7 Rules For Marketing In Tough Times

In difficult economic times, skilled marketing always pays off. It is easy to slash expenditure on marketing, but you may do it at great risk to the future of your business.

Here are seven rules of good marketing in tough times:

  1. Always increase your marketing activity before decreasing your expenditure
    Your media consultant is exposed to many client marketing programs. Many of these programs result in more success than others. Your consultant can advise.
  2. Focus your advertising
    Understand which prospects you really want and use media that is narrow-casted to that market. A niche approach involving both print and digital media is the answer here.
  3. Marketing is muscle, not fat
    Just as savvy investors buy shares in tough times, smart marketers buy market share when others are reducing their marketing in tough times. If you trim the muscle, the parts that drive your business, you’ll run out of oxygen.
  4. Sharpen your marketing tools
    Get good advice. Good creative, a strong message, applying your unique selling propositions (USPs), developing an integrated approach and measuring your results will all make you a better marketer of your business.
  5. Focus on key markets where your key profits are
    Are you really sure where your best profits come from? Where and who are your best customers?
    What motivates them to buy from you?
  6. Marketing is only a cost if it is done poorly
    Have you really thought about which marketing programs can drive which part of your sales? For example, knowing what drives the bottom line short term and long term is often crucial. Another example would be to spend most of your marketing on qualified prospects who research through niche magazines and digital media rather than broad-based media that largely tries to convert people with no genuine interest in your product or services.
  7. Always try to align marketing with sales
    Often, inexperienced marketers don’t know what marketing affects which sales. There are now many ways to link the two.
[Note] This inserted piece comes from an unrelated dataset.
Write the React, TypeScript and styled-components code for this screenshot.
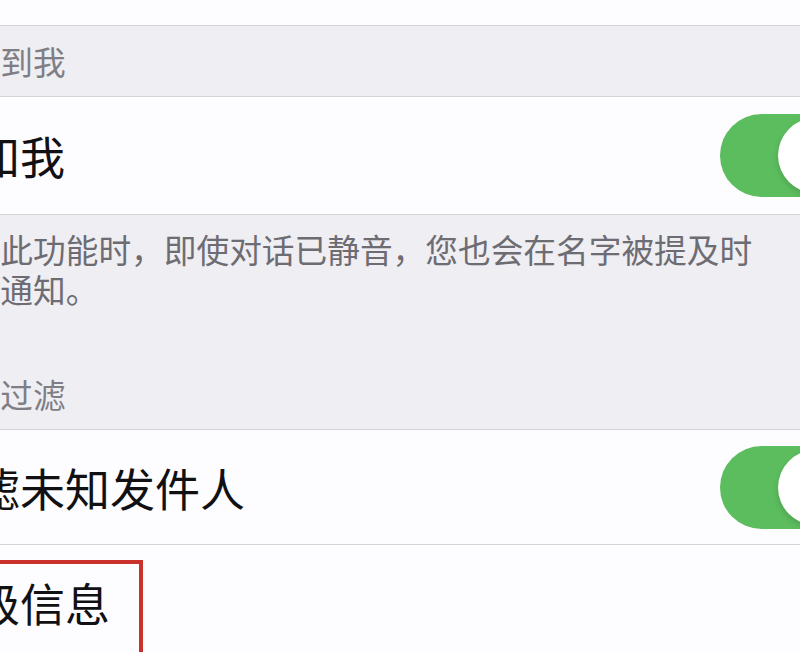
import styled, { createGlobalStyle } from 'styled-components'

const GlobalStyle = createGlobalStyle`
  html,
  body {
    margin: 0;
    padding: 0;
    overflow: hidden;
    background: #efeef3;
  }

  body {
    font-family: 'Noto Sans CJK SC', 'Noto Sans', sans-serif;
  }
`

const Page = styled.div`
  width: 1013px;
  margin-left: -113px;
  display: flex;
  flex-direction: column;
`

const Cell = styled.div<{ $h: number }>`
  position: relative;
  height: ${(p) => p.$h}px;
  padding: 0 43px;
  display: flex;
  align-items: center;
  justify-content: space-between;
  background: #fdfcfe;
  border-bottom: 1px solid #d4d3d8;
`

const Label = styled.span`
  font-size: 45px;
  line-height: 45px;
  color: #111113;
  white-space: nowrap;
`

const Header = styled.div<{ $h: number }>`
  height: ${(p) => p.$h}px;
  padding: 0 0 19px 48px;
  box-sizing: border-box;
  display: flex;
  align-items: flex-end;
  font-size: 32.7px;
  line-height: 33px;
  color: #7f7e84;
  border-bottom: 1px solid #d4d3d8;
`

const Footer = styled.div`
  height: 94px;
  box-sizing: border-box;
  padding: 14px 0 0 48px;

  p {
    margin: 0;
    max-width: 830px;
    font-size: 32.7px;
    line-height: 40px;
    color: #6d6c72;
  }
`

const Toggle = styled.div<{ $on: boolean }>`
  position: relative;
  flex-shrink: 0;
  width: 137px;
  height: 83px;
  border-radius: 42px;
  background: ${(p) => (p.$on ? '#5cbd5e' : '#e6e5ea')};

  &::after {
    content: '';
    position: absolute;
    top: 4px;
    left: ${(p) => (p.$on ? '58px' : '4px')};
    width: 75px;
    height: 75px;
    border-radius: 50%;
    background: #ffffff;
    box-shadow: 0 3px 6px rgba(0, 0, 0, 0.15);
  }
`

const Highlight = styled.div`
  position: absolute;
  top: 15px;
  left: 20px;
  width: 236px;
  height: 130px;
  box-sizing: border-box;
  border: 4px solid #c9312b;
  pointer-events: none;
`

export default function App() {
  return (
    <>
      <GlobalStyle />
      <Page>
        <Cell $h={25} />
        <Header $h={71}>提及到我</Header>
        <Cell $h={117}>
          <Label>通知我</Label>
          <Toggle $on />
        </Cell>
        <Footer>
          <p>启用此功能时，即使对话已静音，您也会在名字被提及时收到通知。</p>
        </Footer>
        <Header $h={121}>信息过滤</Header>
        <Cell $h={114}>
          <Label>过滤未知发件人</Label>
          <Toggle $on />
        </Cell>
        <Cell $h={115}>
          <Label>分级信息</Label>
          <Highlight />
        </Cell>
      </Page>
    </>
  )
}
Measuring results through creative concepts, coupons and call-to-action programs can make a huge difference to your response.

 

MARKETING IN TOUGH TIMES – Achieving a better return on investment (ROI)

RIFLE APPROACH

•Focus advertising expenditure on qualified prospects.
•Advertising expenditure should be aimed at active buyers most likely to buy rather than all potential customers.
•Advertise to the most profitable market segments.
•Works best, particularly in tough times.
•Media selection: niche magazines, niche websites, databases and social media.

SHOTGUN APPROACH

•Reaches potential buyers less likely to buy.
•May give some return in buoyant times but is not usually cost-effective.
•Not targeted enough to reach most profitable segments.
•Ineffective return in tough times.
•Media selection: TV, radio, regional and metro newspapers, general websites.